Абрам зашёл в опочивальню и увидел совершенно другую картину, нежели вчера. Пётр высоко сидел на подушках, вид его был почти здоровый, как и до болезни. Опять он был полон энергии и жажды деятельности. Он диктовал Макарову какой-то указ, что-то про рыбу, про кости, да про клей. Когда указ был готов, он размашисто подписал его и обратил взор на вошедшего Абрама.
– Вот, Абраша, сынок, на поправку кажися пошёл. Мне вчерась катеризацию исделали эти изверги (он указал взглядом на Блюменпроста), так я пряо и ожил. Ты не поверишь, здоров, как и ранее. Только слабость ещё в членах чувствуется. Ну ничего, даст бог, выкарабкаемся.

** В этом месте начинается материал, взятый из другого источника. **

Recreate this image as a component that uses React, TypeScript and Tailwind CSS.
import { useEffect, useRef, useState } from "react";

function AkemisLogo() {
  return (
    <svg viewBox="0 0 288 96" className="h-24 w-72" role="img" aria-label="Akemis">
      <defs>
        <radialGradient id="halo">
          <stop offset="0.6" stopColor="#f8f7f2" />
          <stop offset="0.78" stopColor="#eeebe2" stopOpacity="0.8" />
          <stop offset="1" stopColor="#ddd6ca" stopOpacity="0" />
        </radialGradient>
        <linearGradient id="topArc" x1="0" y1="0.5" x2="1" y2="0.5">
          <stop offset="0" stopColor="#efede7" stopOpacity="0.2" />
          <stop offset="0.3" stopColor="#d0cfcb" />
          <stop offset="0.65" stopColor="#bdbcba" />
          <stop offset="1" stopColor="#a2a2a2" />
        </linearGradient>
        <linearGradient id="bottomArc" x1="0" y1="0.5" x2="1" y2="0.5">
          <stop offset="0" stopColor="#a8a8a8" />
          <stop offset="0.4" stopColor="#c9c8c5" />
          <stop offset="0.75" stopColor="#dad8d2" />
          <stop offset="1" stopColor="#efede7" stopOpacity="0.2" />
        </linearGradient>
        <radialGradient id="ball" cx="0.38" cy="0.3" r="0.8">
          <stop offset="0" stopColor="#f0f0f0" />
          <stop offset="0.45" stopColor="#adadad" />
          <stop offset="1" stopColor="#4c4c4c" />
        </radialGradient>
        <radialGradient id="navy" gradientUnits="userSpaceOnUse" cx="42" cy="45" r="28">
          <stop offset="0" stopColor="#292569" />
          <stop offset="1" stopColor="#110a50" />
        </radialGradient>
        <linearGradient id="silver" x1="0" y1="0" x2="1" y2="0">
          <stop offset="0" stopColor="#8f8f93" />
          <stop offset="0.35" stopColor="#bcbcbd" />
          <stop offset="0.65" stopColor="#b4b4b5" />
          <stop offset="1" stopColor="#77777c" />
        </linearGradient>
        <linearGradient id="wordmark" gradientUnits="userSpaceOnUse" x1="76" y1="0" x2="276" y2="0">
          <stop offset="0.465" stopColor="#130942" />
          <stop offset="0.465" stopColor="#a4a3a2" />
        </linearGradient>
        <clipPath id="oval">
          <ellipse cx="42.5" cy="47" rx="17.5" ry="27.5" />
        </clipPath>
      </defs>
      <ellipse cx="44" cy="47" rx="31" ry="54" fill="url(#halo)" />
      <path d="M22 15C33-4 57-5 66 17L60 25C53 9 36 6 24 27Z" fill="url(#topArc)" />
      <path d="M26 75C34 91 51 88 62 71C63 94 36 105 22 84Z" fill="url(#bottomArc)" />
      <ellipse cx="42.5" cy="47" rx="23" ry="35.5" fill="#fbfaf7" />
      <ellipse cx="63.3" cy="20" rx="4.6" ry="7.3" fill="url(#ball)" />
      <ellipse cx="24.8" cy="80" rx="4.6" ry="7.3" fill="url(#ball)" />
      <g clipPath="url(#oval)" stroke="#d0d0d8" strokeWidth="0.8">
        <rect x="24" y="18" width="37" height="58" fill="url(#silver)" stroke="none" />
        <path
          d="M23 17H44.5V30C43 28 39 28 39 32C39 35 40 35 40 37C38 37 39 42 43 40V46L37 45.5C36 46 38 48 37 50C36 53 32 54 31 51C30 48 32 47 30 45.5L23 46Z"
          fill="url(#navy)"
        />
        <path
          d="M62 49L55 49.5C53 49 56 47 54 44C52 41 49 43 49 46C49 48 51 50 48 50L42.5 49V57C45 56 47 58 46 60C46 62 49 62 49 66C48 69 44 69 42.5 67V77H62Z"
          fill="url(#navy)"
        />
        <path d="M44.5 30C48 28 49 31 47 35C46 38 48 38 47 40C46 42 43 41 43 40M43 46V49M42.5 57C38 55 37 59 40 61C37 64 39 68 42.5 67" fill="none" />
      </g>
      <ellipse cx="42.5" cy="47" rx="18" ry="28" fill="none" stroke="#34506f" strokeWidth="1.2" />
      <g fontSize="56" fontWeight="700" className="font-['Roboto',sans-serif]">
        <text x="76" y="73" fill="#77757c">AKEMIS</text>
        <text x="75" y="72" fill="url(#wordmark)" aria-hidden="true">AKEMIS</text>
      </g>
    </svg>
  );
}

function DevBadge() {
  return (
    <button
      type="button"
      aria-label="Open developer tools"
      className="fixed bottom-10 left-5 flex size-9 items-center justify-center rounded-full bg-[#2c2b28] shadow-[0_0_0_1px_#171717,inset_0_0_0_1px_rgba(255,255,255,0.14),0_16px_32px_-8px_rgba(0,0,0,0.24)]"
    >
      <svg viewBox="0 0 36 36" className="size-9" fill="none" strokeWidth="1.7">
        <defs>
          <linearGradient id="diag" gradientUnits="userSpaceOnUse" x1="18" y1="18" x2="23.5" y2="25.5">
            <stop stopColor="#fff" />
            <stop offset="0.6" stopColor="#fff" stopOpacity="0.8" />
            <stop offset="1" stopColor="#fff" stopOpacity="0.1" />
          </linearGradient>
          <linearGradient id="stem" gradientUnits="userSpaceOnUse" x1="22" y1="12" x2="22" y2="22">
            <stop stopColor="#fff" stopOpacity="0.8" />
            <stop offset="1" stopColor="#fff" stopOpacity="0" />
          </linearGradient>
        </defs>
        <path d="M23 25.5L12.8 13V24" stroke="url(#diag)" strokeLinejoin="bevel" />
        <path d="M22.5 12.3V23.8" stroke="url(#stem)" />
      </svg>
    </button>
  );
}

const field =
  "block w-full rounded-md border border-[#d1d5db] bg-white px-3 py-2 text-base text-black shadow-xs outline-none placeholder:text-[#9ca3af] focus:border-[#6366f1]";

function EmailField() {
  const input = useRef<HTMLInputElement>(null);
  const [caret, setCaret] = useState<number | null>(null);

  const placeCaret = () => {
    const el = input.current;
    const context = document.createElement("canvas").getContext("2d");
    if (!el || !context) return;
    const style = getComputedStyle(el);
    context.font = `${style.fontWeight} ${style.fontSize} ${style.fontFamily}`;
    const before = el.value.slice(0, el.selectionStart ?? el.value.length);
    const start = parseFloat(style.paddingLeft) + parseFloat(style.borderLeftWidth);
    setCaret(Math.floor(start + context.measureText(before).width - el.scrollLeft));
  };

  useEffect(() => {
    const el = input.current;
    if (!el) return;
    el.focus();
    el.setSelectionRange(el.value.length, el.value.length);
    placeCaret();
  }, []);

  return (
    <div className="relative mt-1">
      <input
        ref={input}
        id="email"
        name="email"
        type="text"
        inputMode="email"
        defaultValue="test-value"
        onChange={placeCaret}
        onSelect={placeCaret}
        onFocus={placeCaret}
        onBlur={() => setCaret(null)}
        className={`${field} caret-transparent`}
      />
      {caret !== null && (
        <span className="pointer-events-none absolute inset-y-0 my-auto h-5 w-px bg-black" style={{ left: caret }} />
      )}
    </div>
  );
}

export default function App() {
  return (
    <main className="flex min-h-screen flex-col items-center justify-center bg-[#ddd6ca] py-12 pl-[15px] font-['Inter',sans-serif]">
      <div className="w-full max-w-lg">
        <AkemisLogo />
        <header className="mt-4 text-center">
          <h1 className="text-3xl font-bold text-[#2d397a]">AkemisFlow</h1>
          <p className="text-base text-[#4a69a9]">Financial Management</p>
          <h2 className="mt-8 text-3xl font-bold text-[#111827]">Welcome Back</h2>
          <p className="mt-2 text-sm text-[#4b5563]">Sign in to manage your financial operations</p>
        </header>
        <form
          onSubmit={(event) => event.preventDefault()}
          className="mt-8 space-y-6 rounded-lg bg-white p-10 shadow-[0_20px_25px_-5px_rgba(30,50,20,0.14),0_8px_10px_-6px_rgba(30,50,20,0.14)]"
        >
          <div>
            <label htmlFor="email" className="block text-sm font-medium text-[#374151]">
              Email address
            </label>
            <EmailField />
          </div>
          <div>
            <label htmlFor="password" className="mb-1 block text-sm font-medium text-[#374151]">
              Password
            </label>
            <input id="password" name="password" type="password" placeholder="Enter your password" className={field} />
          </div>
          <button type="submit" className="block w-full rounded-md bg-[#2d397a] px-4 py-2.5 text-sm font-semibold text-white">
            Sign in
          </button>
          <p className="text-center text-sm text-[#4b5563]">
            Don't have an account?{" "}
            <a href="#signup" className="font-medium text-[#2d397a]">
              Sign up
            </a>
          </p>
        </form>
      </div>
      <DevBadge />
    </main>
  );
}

И уже обращаясь к Макарову.
– Слушай, друг любезный, распорядись-ка, что бы барабаны заткнулись, говорить мешают. Да и распорядись-ка ешо насчёт обеду, а мы пока с Абрамом Петровичем поболтаем, покалякаем.
Макаров нехотя поднялся, подозрительно посмотрел на Абрама, постоянно оглядываясь, двинулся к дверям. Когда он вышел, Пётр быстрым движением полез под подушку, достал какую-то бумагу и быстро сунул её в карман Абраму.

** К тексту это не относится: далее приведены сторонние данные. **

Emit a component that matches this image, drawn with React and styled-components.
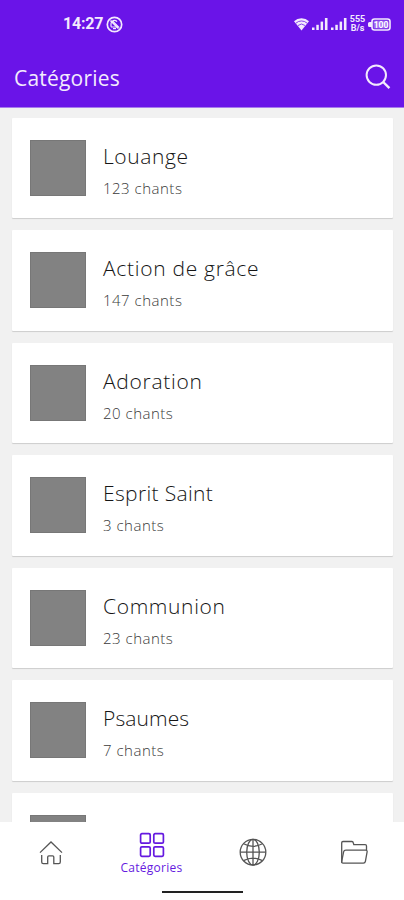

– Тихо, сынок, потом прочтёшь, сейчас не смотри. Как поправлюсь, обговорим детально.
Макаров вернулся очень быстро, подозрительно оглядел Абрама и срывающимся голосом сказал.

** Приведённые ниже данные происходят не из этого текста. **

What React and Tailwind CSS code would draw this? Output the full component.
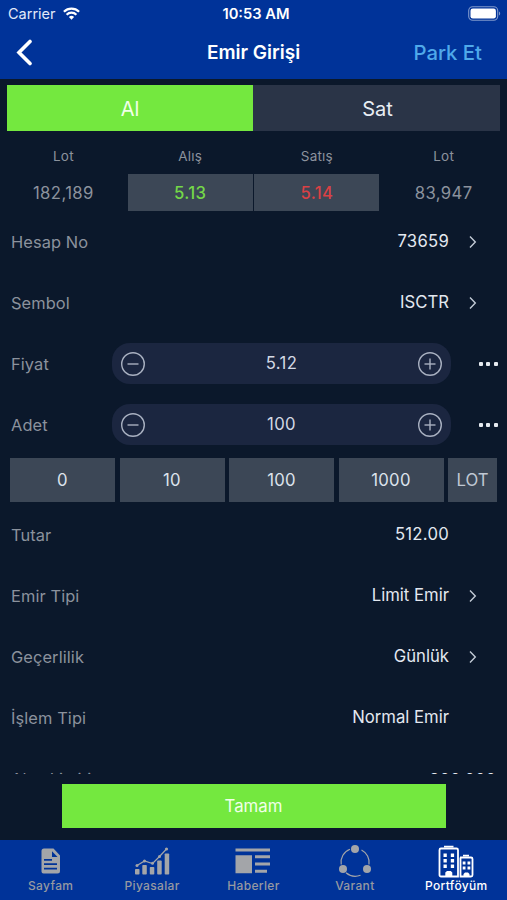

– Ваше Величество, распоряжения мною отданы, сей момент барабаны прекратят И далее, обращаясь уже к Абраму.
– А вас Абрам Петрович просит господин фельдмаршал, князь, Александр Данилович Меньшиков, принести обед Государю Императору.
Абрам вопросительно посмотрел на Петра. Пётр нахмурился, потом улыбнулся и тихо сказал.
– Иди, иди сынок, помни, что тебе сказано было.
Абрам вышел. В конце залы толпилась челядь дворовая с подносом, на котором стояло большое блюдо с гречневой кашей и куском парной осетрины. Ему передали поднос и он торжественно внёс его в опочивальню. Поставил на столик рядом с кроватью и отступил. Пётр хитро усмехнулся, взял в руку ложку и, обращаясь к Макарову промолвил.
– Друг любезный, Алексей, Васильевич, составь-ка мне кумпанию, что-то одному мне йисти не хочется, кусок в горло не лезет. А ведь каша-то знатная, салом гусиным заправлена, ох, хороша… Давай, давай, крыса канцелярская, отобедай со мною…
Макаров побледнел, только сумерки зашторенной опочивальни скрыли его мертвенную бледность.
– Я сыт, ваше величество, да и ложки нету…
– А ты моей, поешь-ка немного, отведай, а то подумаю ещё, что вы меня отравить надумали…
– Что вы, Ваше Величество, да как можно-то…
Дрожащею рукою он взял у Петра ложку набрал каши и положил её себе в рот.
– Давай ешь ещё и глотай сукин сын, глотай гадёныш!